* _Problem description_: Show each line of the data below that has the string "page" in it.

##### Dataset content

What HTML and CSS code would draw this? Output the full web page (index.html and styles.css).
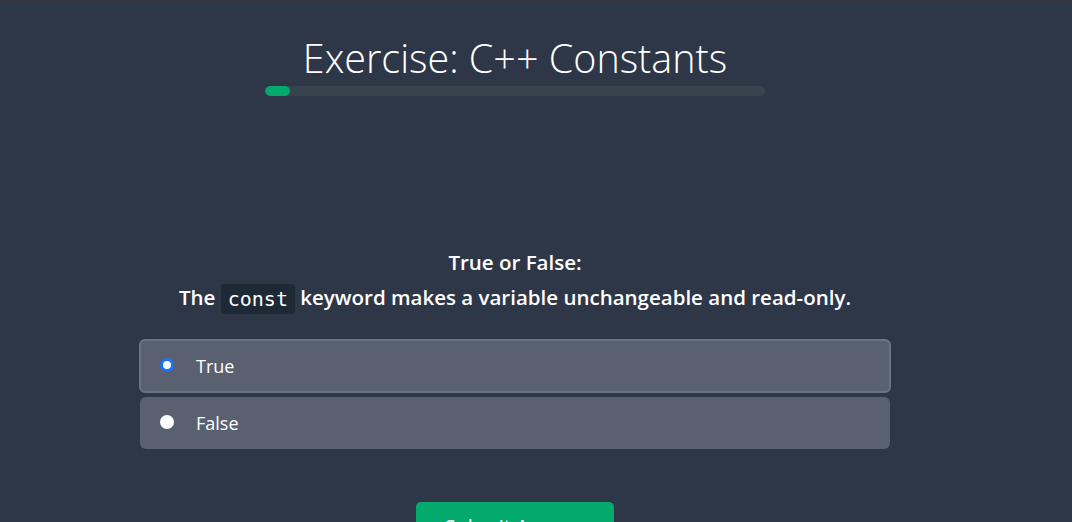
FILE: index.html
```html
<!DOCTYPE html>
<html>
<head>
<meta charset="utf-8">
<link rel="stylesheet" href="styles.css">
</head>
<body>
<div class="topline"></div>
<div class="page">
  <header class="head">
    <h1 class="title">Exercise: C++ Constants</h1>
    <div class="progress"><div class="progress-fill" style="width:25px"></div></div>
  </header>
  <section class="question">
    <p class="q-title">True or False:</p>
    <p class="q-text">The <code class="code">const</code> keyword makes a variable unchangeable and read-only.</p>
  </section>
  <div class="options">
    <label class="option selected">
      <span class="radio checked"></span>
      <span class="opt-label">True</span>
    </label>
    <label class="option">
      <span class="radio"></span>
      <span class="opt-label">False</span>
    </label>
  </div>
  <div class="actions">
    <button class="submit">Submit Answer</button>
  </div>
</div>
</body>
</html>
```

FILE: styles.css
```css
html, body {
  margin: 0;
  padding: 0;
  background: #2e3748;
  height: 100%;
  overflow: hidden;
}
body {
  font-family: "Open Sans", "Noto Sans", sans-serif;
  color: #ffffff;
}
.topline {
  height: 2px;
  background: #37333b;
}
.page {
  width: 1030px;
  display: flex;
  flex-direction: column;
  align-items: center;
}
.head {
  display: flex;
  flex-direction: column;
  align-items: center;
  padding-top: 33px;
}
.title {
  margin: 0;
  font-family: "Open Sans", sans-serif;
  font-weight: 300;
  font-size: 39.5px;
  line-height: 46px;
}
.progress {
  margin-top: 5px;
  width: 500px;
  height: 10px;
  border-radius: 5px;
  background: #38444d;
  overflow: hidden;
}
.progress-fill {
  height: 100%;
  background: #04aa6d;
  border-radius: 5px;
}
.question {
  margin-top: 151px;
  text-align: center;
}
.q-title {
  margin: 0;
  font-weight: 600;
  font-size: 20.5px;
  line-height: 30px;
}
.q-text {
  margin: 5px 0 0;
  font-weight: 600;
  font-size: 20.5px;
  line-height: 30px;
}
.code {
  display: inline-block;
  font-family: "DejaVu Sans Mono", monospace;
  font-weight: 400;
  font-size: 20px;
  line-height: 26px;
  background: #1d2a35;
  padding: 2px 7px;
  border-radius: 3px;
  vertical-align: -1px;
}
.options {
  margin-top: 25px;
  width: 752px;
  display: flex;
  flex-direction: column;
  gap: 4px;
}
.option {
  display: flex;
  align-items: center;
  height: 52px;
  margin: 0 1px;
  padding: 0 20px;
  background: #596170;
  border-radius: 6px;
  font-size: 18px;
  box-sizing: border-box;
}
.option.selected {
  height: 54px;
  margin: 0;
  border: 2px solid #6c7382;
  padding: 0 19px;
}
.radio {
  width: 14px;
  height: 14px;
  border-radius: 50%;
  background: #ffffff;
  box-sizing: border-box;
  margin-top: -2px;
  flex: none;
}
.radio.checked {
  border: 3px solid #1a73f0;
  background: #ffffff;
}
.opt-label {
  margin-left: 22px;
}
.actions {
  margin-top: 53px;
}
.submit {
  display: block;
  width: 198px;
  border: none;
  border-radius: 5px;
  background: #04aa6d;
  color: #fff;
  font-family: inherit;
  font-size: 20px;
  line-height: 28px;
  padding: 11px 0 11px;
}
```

##########
##### Dataset content

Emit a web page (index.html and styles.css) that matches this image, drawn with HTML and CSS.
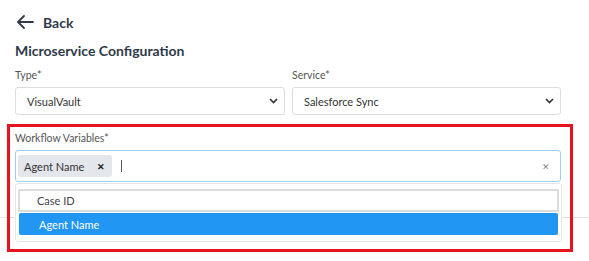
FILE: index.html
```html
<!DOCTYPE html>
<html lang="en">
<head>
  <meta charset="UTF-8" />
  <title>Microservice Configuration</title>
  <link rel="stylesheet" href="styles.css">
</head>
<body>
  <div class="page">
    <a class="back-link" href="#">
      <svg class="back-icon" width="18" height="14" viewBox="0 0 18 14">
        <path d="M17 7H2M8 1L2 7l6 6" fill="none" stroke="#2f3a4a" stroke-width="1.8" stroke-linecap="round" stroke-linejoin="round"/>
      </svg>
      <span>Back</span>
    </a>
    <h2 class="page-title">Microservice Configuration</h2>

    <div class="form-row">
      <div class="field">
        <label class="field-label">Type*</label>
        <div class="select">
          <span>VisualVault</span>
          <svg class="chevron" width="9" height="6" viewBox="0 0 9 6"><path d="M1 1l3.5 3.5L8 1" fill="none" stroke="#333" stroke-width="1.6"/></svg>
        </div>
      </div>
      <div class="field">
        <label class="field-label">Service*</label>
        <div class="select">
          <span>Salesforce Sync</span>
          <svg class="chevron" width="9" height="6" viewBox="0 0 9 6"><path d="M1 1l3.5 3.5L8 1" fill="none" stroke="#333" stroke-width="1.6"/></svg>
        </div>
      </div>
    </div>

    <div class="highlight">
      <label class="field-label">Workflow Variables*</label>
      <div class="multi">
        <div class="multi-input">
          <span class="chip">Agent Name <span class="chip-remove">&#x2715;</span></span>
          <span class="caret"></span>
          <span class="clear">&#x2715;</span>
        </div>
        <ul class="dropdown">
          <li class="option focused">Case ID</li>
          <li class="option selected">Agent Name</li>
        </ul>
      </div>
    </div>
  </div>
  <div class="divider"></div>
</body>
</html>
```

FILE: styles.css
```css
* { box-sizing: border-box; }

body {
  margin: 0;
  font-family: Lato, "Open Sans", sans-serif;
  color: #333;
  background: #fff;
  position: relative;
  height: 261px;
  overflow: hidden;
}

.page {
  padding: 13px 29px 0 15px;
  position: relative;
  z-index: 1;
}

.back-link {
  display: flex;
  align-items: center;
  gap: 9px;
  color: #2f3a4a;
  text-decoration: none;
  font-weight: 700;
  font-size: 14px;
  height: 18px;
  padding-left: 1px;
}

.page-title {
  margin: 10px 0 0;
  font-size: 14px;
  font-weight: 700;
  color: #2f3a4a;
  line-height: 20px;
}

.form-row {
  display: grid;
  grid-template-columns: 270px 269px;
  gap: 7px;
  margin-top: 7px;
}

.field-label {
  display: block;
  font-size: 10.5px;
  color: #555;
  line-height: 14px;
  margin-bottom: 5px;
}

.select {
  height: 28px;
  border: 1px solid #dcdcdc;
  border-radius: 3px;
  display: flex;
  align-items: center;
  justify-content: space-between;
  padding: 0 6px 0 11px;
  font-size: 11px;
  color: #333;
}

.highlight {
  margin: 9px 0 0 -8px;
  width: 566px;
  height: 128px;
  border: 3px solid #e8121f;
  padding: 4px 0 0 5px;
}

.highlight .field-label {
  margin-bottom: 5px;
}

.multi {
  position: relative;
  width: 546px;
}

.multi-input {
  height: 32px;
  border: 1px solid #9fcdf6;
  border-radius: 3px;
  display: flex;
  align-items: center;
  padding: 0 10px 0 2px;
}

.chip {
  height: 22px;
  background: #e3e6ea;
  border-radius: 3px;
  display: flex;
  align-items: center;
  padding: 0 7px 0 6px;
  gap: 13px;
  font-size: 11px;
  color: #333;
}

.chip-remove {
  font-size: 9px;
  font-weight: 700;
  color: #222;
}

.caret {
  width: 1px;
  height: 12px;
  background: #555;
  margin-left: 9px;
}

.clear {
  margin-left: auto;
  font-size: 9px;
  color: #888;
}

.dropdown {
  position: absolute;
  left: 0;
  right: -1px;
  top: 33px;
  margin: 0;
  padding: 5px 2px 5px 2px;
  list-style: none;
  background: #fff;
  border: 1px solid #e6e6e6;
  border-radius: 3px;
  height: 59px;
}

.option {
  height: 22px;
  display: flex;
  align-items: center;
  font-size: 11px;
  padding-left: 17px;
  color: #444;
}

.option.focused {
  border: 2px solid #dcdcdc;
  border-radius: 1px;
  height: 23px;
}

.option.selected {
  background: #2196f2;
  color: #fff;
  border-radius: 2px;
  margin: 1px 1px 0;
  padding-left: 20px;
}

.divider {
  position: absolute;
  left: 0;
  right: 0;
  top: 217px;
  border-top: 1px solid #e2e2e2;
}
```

##########

* _Written answer_:
What HTML and CSS code would draw this? Output the full web page (index.html and styles.css).
<div class="page">
.page {
Emit a web page (index.html and styles.css) that matches this image, drawn with HTML and CSS.
  <div class="page">
    <h2 class="page-title">Microservice Configuration</h2>
.page {
.page-title {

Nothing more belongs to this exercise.